Chinese provinces offer steep power discounts to AI companies using China-made chips — country continues its aggressive push towards AI independence and homegrown silicon
The war for AI dominance just got a new front of sorts. According to a new report, some Chinese provinces are now offering steep discounts on industrial power pricing to AI datacenters, with only one catch: they have to use homemade chips rather than Nvidia's or AMD's.
According to a Financial Times article citing sources "familiar with the matter," the provinces of Gansu, Guizhou, and Inner Mongolia are offering a 50% discount on industrial power prices to AI datacenters in the region. These cuts reportedly come on top of direct cash incentives and ought to bring the price of one kWh of industrial power down to 0.4 Yuan, or around 5.6 cents USD.
FT's sources claim the cash incentives alone are good enough to run a data center for about a year. These inner provinces are fairly flush with power generation, and base pricing is around 30% lower than in the coastal regions. China's power grid is seemingly well-suited to handling the AI-driven power draw, a fact that's not hard to believe given the country's massive push towards renewable energy sources.
This move comes in sequence of the Chinese government outright banning the usage of Nvidia AI chips. The ban immediately pushed AI datacenter power usage by a reported 30 to 50%, as the efficiency of Chinese chips lags behind that of Nvidia's H20. It's worth noting that H20 is from the Grace Hopper generation rather than the fresh Blackwell offerings. The newer chips are export-controlled by the U.S., but the power efficiency delta between Blackwell and Chinese chips would be greater still.
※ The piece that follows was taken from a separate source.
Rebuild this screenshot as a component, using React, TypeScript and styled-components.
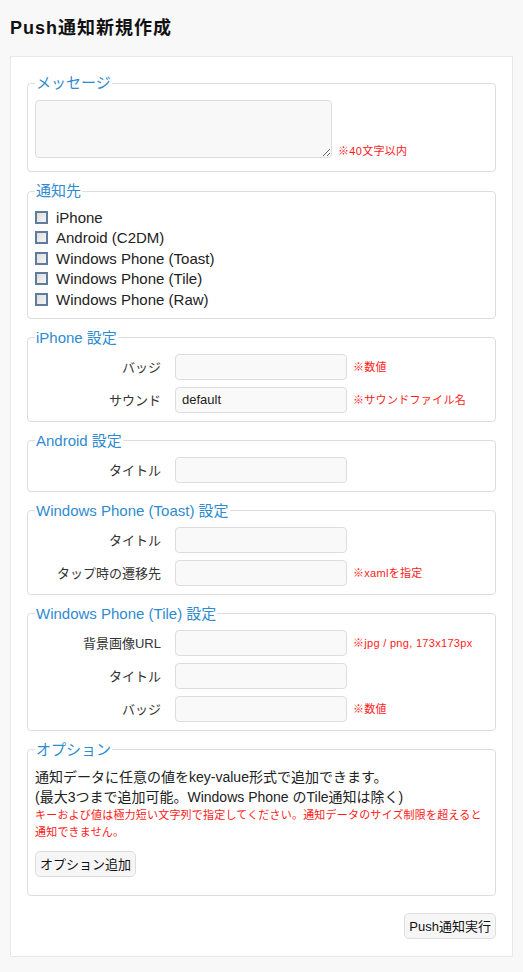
import React from 'react';
import styled, { createGlobalStyle } from 'styled-components';

const GlobalStyle = createGlobalStyle`
  body {
    margin: 0;
    padding: 0 10px;
    background-color: #f8f8f8;
    font-family: "Liberation Sans", "Noto Sans CJK JP", sans-serif;
    color: #222;
  }
`;

const Title = styled.h1`
  margin: 0;
  padding-top: 16px;
  height: 24px;
  line-height: 24px;
  font-size: 18px;
  font-weight: bold;
  letter-spacing: 1px;
  color: #111;
  margin-bottom: 16px;
`;

const Panel = styled.div`
  background-color: #fff;
  border: 1px solid #e8e8e8;
  padding: 17px 16px 17px;
`;

const Fieldset = styled.fieldset<{ $top?: number; $bottom?: number }>`
  min-width: 0;
  margin: 0 0 10px;
  border: 1px solid #dddddd;
  border-radius: 4px;
  padding: ${(p) => p.$top ?? 7}px 7px ${(p) => p.$bottom ?? 8}px;
`;

const Legend = styled.legend`
  padding: 0 1px;
  font-size: 15px;
  line-height: 18px;
  color: #2f8bd0;
`;

const MessageRow = styled.div`
  display: flex;
  align-items: flex-end;
  gap: 6px;
`;

const TextArea = styled.textarea`
  box-sizing: border-box;
  width: 297px;
  height: 58px;
  margin: 0;
  background-color: #f8f8f8;
  border: 1px solid #dddddd;
  border-radius: 4px;
  font-family: inherit;
`;

const Note = styled.span`
  font-size: 11px;
  line-height: 14px;
  color: #ff1a1a;
  letter-spacing: 0.3px;
  white-space: nowrap;
`;

const CheckList = styled.div`
  display: flex;
  flex-direction: column;
`;

const CheckRow = styled.label`
  display: flex;
  align-items: center;
  height: 20.5px;
  font-size: 15px;
  color: #222;
`;

const CheckBox = styled.input`
  appearance: none;
  box-sizing: border-box;
  width: 13px;
  height: 13px;
  margin: 0 8px 0 0;
  border: 2px solid #5f7c9c;
  background: linear-gradient(135deg, #dedede, #f4f4f4);
`;

const FieldRows = styled.div`
  display: flex;
  flex-direction: column;
  gap: 7px;
`;

const FieldRow = styled.div`
  display: flex;
  align-items: center;
`;

const FieldLabel = styled.span`
  width: 126px;
  margin-right: 14px;
  text-align: right;
  font-size: 13px;
  color: #333;
`;

const TextInput = styled.input`
  box-sizing: border-box;
  width: 172px;
  height: 26px;
  margin: 0 6px 0 0;
  padding: 0 6px;
  background-color: #f9f9f9;
  border: 1px solid #dddddd;
  border-radius: 4px;
  font-family: inherit;
  font-size: 13px;
  color: #222;
`;

const InfoText = styled.p`
  margin: 0;
  font-size: 14px;
  line-height: 20px;
  color: #222;
  white-space: nowrap;
`;

const WarnText = styled.p`
  margin: 0;
  font-size: 11px;
  line-height: 17px;
  letter-spacing: 0.2px;
  color: #ff1a1a;
  white-space: nowrap;
`;

const Button = styled.button`
  box-sizing: border-box;
  height: 26px;
  padding: 0 4px;
  background-color: #f6f6f6;
  border: 1px solid #dddddd;
  border-radius: 5px;
  font-family: inherit;
  font-size: 13px;
  color: #111;
`;

const AddButton = styled(Button)`
  margin: 10px 0 10px;
`;

const Footer = styled.div`
  display: flex;
  justify-content: flex-end;
  margin-top: 17px;
`;

type Field = { label: string; value?: string; note?: string };

const SettingBox = ({ title, fields }: { title: string; fields: Field[] }) => (
  <Fieldset>
    <Legend>{title}</Legend>
    <FieldRows>
      {fields.map((f) => (
        <FieldRow key={f.label}>
          <FieldLabel>{f.label}</FieldLabel>
          <TextInput defaultValue={f.value ?? ''} />
          {f.note && <Note>{f.note}</Note>}
        </FieldRow>
      ))}
    </FieldRows>
  </Fieldset>
);

const targets = [
  'iPhone',
  'Android (C2DM)',
  'Windows Phone (Toast)',
  'Windows Phone (Tile)',
  'Windows Phone (Raw)',
];

const App = () => {
  return (
    <>
      <GlobalStyle />
      <Title>Push通知新規作成</Title>
      <Panel>
        <Fieldset $top={8} $bottom={13}>
          <Legend>メッセージ</Legend>
          <MessageRow>
            <TextArea />
            <Note>※40文字以内</Note>
          </MessageRow>
        </Fieldset>

        <Fieldset $top={7} $bottom={8}>
          <Legend>通知先</Legend>
          <CheckList>
            {targets.map((t) => (
              <CheckRow key={t}>
                <CheckBox type="checkbox" />
                {t}
              </CheckRow>
            ))}
          </CheckList>
        </Fieldset>

        <SettingBox
          title="iPhone 設定"
          fields={[
            { label: 'バッジ', note: '※数値' },
            { label: 'サウンド', value: 'default', note: '※サウンドファイル名' },
          ]}
        />
        <SettingBox title="Android 設定" fields={[{ label: 'タイトル' }]} />
        <SettingBox
          title="Windows Phone (Toast) 設定"
          fields={[
            { label: 'タイトル' },
            { label: 'タップ時の遷移先', note: '※xamlを指定' },
          ]}
        />
        <SettingBox
          title="Windows Phone (Tile) 設定"
          fields={[
            { label: '背景画像URL', note: '※jpg / png, 173x173px' },
            { label: 'タイトル' },
            { label: 'バッジ', note: '※数値' },
          ]}
        />

        <Fieldset $top={8} $bottom={8}>
          <Legend>オプション</Legend>
          <InfoText>
            通知データに任意の値をkey-value形式で追加できます。
            <br />
            (最大3つまで追加可能。Windows Phone のTile通知は除く)
          </InfoText>
          <WarnText>
            キーおよび値は極力短い文字列で指定してください。通知データのサイズ制限を超えると
            <br />
            通知できません。
          </WarnText>
          <AddButton>オプション追加</AddButton>
        </Fieldset>

        <Footer>
          <Button>Push通知実行</Button>
        </Footer>
      </Panel>
    </>
  );
};

export default App;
China is in the middle of a push for independence from US chip companies, while simultaneously boosting national chip production. The country has long since lagged in chip development but has made long strides in the past decade. Even if the national chips aren't yet quite comparable to Nvidia and AMD's offerings, the speed at which the country is catching up is impressive. Huawei, Cambricon, Alibaba, and Biren all make AI accelerators, with Huawei in the national lead with its Ascend 910C chip.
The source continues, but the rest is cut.